### WORK TO COMPLETE
Give the listing again character for character, but drop the images.

### GIVEN INFORMATION
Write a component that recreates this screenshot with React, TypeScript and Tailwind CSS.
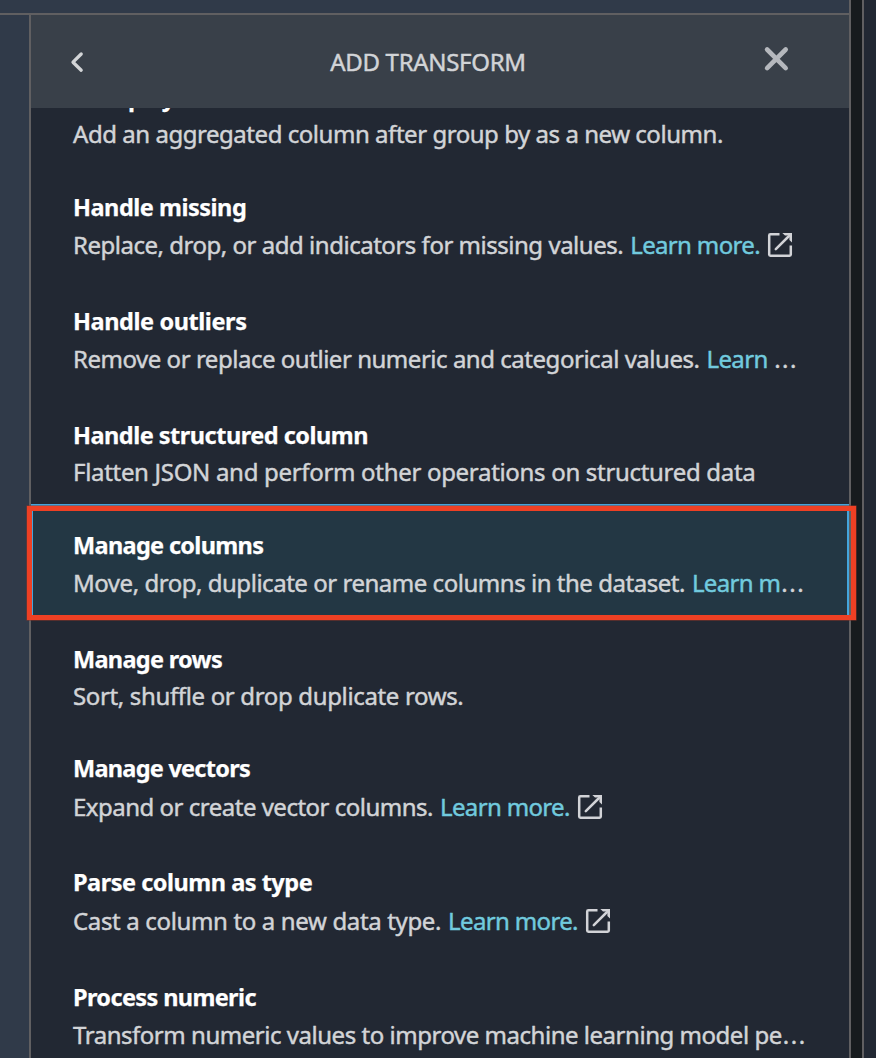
type Transform = {
  title: string;
  titleClass: string;
  description: string;
  descriptionClass: string;
  link?: string;
  truncated?: boolean;
  selected?: boolean;
  rowClass: string;
};

const transforms: Transform[] = [
  {
    title: "Group by",
    titleClass: "tracking-[-0.5px]",
    description: "Add an aggregated column after group by as a new column.",
    descriptionClass: "tracking-[-0.46px]",
    rowClass: "h-[110px] pt-[22px]",
  },
  {
    title: "Handle missing",
    titleClass: "tracking-[-0.48px]",
    description: "Replace, drop, or add indicators for missing values.",
    descriptionClass: "tracking-[-0.48px]",
    link: "Learn more.",
    rowClass: "h-[114px] pt-[22px]",
  },
  {
    title: "Handle outliers",
    titleClass: "tracking-[-0.42px]",
    description: "Remove or replace outlier numeric and categorical values.",
    descriptionClass: "tracking-[-0.47px]",
    link: "Learn ",
    truncated: true,
    rowClass: "h-[114px] pt-[22px]",
  },
  {
    title: "Handle structured column",
    titleClass: "tracking-[-0.5px]",
    description: "Flatten JSON and perform other operations on structured data",
    descriptionClass: "tracking-[-0.31px]",
    rowClass: "h-[110px] pt-[22px]",
  },
  {
    title: "Manage columns",
    titleClass: "tracking-[-0.67px]",
    description: "Move, drop, duplicate or rename columns in the dataset.",
    descriptionClass: "tracking-[-0.47px]",
    link: "Learn m",
    truncated: true,
    selected: true,
    rowClass: "h-[114px] pt-[22px]",
  },
  {
    title: "Manage rows",
    titleClass: "tracking-[-0.7px]",
    description: "Sort, shuffle or drop duplicate rows.",
    descriptionClass: "tracking-[-0.35px]",
    rowClass: "h-[110px] pt-[22px]",
  },
  {
    title: "Manage vectors",
    titleClass: "tracking-[-0.74px]",
    description: "Expand or create vector columns.",
    descriptionClass: "tracking-[-0.5px]",
    link: "Learn more.",
    rowClass: "h-[114px] pt-[21px] [&>div]:pt-px",
  },
  {
    title: "Parse column as type",
    titleClass: "tracking-[-0.49px]",
    description: "Cast a column to a new data type.",
    descriptionClass: "tracking-[-0.35px]",
    link: "Learn more.",
    rowClass: "h-[114px] pt-[21px] [&>div]:pt-px",
  },
  {
    title: "Process numeric",
    titleClass: "tracking-[-0.63px]",
    description: "Transform numeric values to improve machine learning model pe",
    descriptionClass: "tracking-[-0.47px]",
    truncated: true,
    rowClass: "h-[114px] pt-[22px]",
  },
];

function ExternalIcon() {
  return (
    <svg className="ml-[7px] size-[26px] shrink-0" viewBox="0 0 26 26" fill="none" stroke="#d2d3d7" strokeWidth="2.5">
      <path d="M12.5 2.2H3.4Q2.2 2.2 2.2 3.4V22.6Q2.2 23.8 3.4 23.8H22.6Q23.8 23.8 23.8 22.6V13.5" />
      <path d="M8.8 17.2L21.5 4.5" strokeLinecap="round" />
      <path d="M15.3 1H25V10.4L22.4 8V5L21 3.6H18Z" fill="#d2d3d7" stroke="none" />
    </svg>
  );
}

function Row({ item }: { item: Transform }) {
  return (
    <li className={`relative shrink-0 pl-[42px] ${item.rowClass} ${item.selected ? "bg-[#233744]" : ""}`}>
      {item.selected && (
        <>
          <span className="absolute inset-0 border-x-2 border-t-2 border-[#44a5dc]" />
          <span className="absolute top-[2px] -right-[7px] -bottom-[2px] -left-[4px] z-10 border-[5px] border-[#ee4024] shadow-[0_0_0_0.5px_#8c3428]" />
        </>
      )}
      <h3
        className={`h-[38px] text-[23.5px] leading-[38px] font-bold whitespace-nowrap text-white [-webkit-text-stroke:0.25px_currentColor] ${item.titleClass}`}
      >
        {item.title}
      </h3>
      <div
        className={`flex h-[38px] items-center text-[24px] leading-[38px] whitespace-pre text-[#d2d4d7] [-webkit-text-stroke:0.45px_currentColor] ${
          item.link || item.truncated ? "mt-0" : "-mt-px"
        }`}
      >
        <span className={item.descriptionClass}>{item.description}</span>
        {item.link && <a className="ml-[7px] tracking-[-0.65px] text-[#71cade]">{item.link}</a>}
        {item.truncated && <span className="ml-px tracking-[1.5px]">...</span>}
        {item.link && !item.truncated && <ExternalIcon />}
      </div>
    </li>
  );
}

export default function App() {
  return (
    <div className="flex h-[1058px] w-[876px] overflow-hidden bg-[#222833] font-['Noto_Sans','Liberation_Sans',sans-serif]">
      <div className="flex w-[849px] shrink-0 flex-col">
        <div className="h-[15px] shrink-0 border-b-2 border-[#605f61] bg-[#303a49]" />
        <div className="flex min-h-0 grow">
          <div className="w-[31px] shrink-0 border-r-2 border-[#605f61] bg-[#303a49]" />
          <section className="flex w-[818px] flex-col">
            <header className="z-20 flex h-[93px] shrink-0 items-center justify-between bg-[#394049] pr-[60px] pl-[39px]">
              <svg className="size-[22px] shrink-0" viewBox="0 0 22 22" fill="none" stroke="#d3d5d7" strokeWidth="3.3" strokeLinecap="round" strokeLinejoin="round">
                <path d="M11.2 3L3 11.2L11.2 19.2" />
              </svg>
              <h2 className="ml-px text-[24px] tracking-[-0.3px] text-[#d2d4d7] [-webkit-text-stroke:0.45px_currentColor]">
                ADD TRANSFORM
              </h2>
              <svg className="-mt-[6px] size-[26px] shrink-0" viewBox="0 0 26 26" fill="none" stroke="#b5b8bd" strokeWidth="4.6" strokeLinecap="round">
                <path d="M4.1 3.5L22.7 22.1M22.7 3.5L4.1 22.1" />
              </svg>
            </header>
            <div className="min-h-0 grow">
              <ul className="-mt-[52px] flex flex-col">
                {transforms.map((item) => (
                  <Row key={item.title} item={item} />
                ))}
              </ul>
            </div>
          </section>
        </div>
      </div>
      <div className="w-[15px] shrink-0 border-x-2 border-[#605f61] bg-[#171b1e]" />
      <div className="grow bg-[#222833]" />
    </div>
  );
}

### THE REPLY
Write a component that recreates this screenshot with React, TypeScript and Tailwind CSS.
type Transform = {
  title: string;
  titleClass: string;
  description: string;
  descriptionClass: string;
  link?: string;
  truncated?: boolean;
  selected?: boolean;
  rowClass: string;
};

const transforms: Transform[] = [
  {
    title: "Group by",
    titleClass: "tracking-[-0.5px]",
    description: "Add an aggregated column after group by as a new column.",
    descriptionClass: "tracking-[-0.46px]",
    rowClass: "h-[110px] pt-[22px]",
  },
  {
    title: "Handle missing",
    titleClass: "tracking-[-0.48px]",
    description: "Replace, drop, or add indicators for missing values.",
    descriptionClass: "tracking-[-0.48px]",
    link: "Learn more.",
    rowClass: "h-[114px] pt-[22px]",
  },
  {
    title: "Handle outliers",
    titleClass: "tracking-[-0.42px]",
    description: "Remove or replace outlier numeric and categorical values.",
    descriptionClass: "tracking-[-0.47px]",
    link: "Learn ",
    truncated: true,
    rowClass: "h-[114px] pt-[22px]",
  },
  {
    title: "Handle structured column",
    titleClass: "tracking-[-0.5px]",
    description: "Flatten JSON and perform other operations on structured data",
    descriptionClass: "tracking-[-0.31px]",
    rowClass: "h-[110px] pt-[22px]",
  },
  {
    title: "Manage columns",
    titleClass: "tracking-[-0.67px]",
    description: "Move, drop, duplicate or rename columns in the dataset.",
    descriptionClass: "tracking-[-0.47px]",
    link: "Learn m",
    truncated: true,
    selected: true,
    rowClass: "h-[114px] pt-[22px]",
  },
  {
    title: "Manage rows",
    titleClass: "tracking-[-0.7px]",
    description: "Sort, shuffle or drop duplicate rows.",
    descriptionClass: "tracking-[-0.35px]",
    rowClass: "h-[110px] pt-[22px]",
  },
  {
    title: "Manage vectors",
    titleClass: "tracking-[-0.74px]",
    description: "Expand or create vector columns.",
    descriptionClass: "tracking-[-0.5px]",
    link: "Learn more.",
    rowClass: "h-[114px] pt-[21px] [&>div]:pt-px",
  },
  {
    title: "Parse column as type",
    titleClass: "tracking-[-0.49px]",
    description: "Cast a column to a new data type.",
    descriptionClass: "tracking-[-0.35px]",
    link: "Learn more.",
    rowClass: "h-[114px] pt-[21px] [&>div]:pt-px",
  },
  {
    title: "Process numeric",
    titleClass: "tracking-[-0.63px]",
    description: "Transform numeric values to improve machine learning model pe",
    descriptionClass: "tracking-[-0.47px]",
    truncated: true,
    rowClass: "h-[114px] pt-[22px]",
  },
];

function ExternalIcon() {
  return (
    <svg className="ml-[7px] size-[26px] shrink-0" viewBox="0 0 26 26" fill="none" stroke="#d2d3d7" strokeWidth="2.5">
      <path d="M12.5 2.2H3.4Q2.2 2.2 2.2 3.4V22.6Q2.2 23.8 3.4 23.8H22.6Q23.8 23.8 23.8 22.6V13.5" />
      <path d="M8.8 17.2L21.5 4.5" strokeLinecap="round" />
      <path d="M15.3 1H25V10.4L22.4 8V5L21 3.6H18Z" fill="#d2d3d7" stroke="none" />
    </svg>
  );
}

function Row({ item }: { item: Transform }) {
  return (
    <li className={`relative shrink-0 pl-[42px] ${item.rowClass} ${item.selected ? "bg-[#233744]" : ""}`}>
      {item.selected && (
        <>
          <span className="absolute inset-0 border-x-2 border-t-2 border-[#44a5dc]" />
          <span className="absolute top-[2px] -right-[7px] -bottom-[2px] -left-[4px] z-10 border-[5px] border-[#ee4024] shadow-[0_0_0_0.5px_#8c3428]" />
        </>
      )}
      <h3
        className={`h-[38px] text-[23.5px] leading-[38px] font-bold whitespace-nowrap text-white [-webkit-text-stroke:0.25px_currentColor] ${item.titleClass}`}
      >
        {item.title}
      </h3>
      <div
        className={`flex h-[38px] items-center text-[24px] leading-[38px] whitespace-pre text-[#d2d4d7] [-webkit-text-stroke:0.45px_currentColor] ${
          item.link || item.truncated ? "mt-0" : "-mt-px"
        }`}
      >
        <span className={item.descriptionClass}>{item.description}</span>
        {item.link && <a className="ml-[7px] tracking-[-0.65px] text-[#71cade]">{item.link}</a>}
        {item.truncated && <span className="ml-px tracking-[1.5px]">...</span>}
        {item.link && !item.truncated && <ExternalIcon />}
      </div>
    </li>
  );
}

export default function App() {
  return (
    <div className="flex h-[1058px] w-[876px] overflow-hidden bg-[#222833] font-['Noto_Sans','Liberation_Sans',sans-serif]">
      <div className="flex w-[849px] shrink-0 flex-col">
        <div className="h-[15px] shrink-0 border-b-2 border-[#605f61] bg-[#303a49]" />
        <div className="flex min-h-0 grow">
          <div className="w-[31px] shrink-0 border-r-2 border-[#605f61] bg-[#303a49]" />
          <section className="flex w-[818px] flex-col">
            <header className="z-20 flex h-[93px] shrink-0 items-center justify-between bg-[#394049] pr-[60px] pl-[39px]">
              <svg className="size-[22px] shrink-0" viewBox="0 0 22 22" fill="none" stroke="#d3d5d7" strokeWidth="3.3" strokeLinecap="round" strokeLinejoin="round">
                <path d="M11.2 3L3 11.2L11.2 19.2" />
              </svg>
              <h2 className="ml-px text-[24px] tracking-[-0.3px] text-[#d2d4d7] [-webkit-text-stroke:0.45px_currentColor]">
                ADD TRANSFORM
              </h2>
              <svg className="-mt-[6px] size-[26px] shrink-0" viewBox="0 0 26 26" fill="none" stroke="#b5b8bd" strokeWidth="4.6" strokeLinecap="round">
                <path d="M4.1 3.5L22.7 22.1M22.7 3.5L4.1 22.1" />
              </svg>
            </header>
            <div className="min-h-0 grow">
              <ul className="-mt-[52px] flex flex-col">
                {transforms.map((item) => (
                  <Row key={item.title} item={item} />
                ))}
              </ul>
            </div>
          </section>
        </div>
      </div>
      <div className="w-[15px] shrink-0 border-x-2 border-[#605f61] bg-[#171b1e]" />
      <div className="grow bg-[#222833]" />
    </div>
  );
}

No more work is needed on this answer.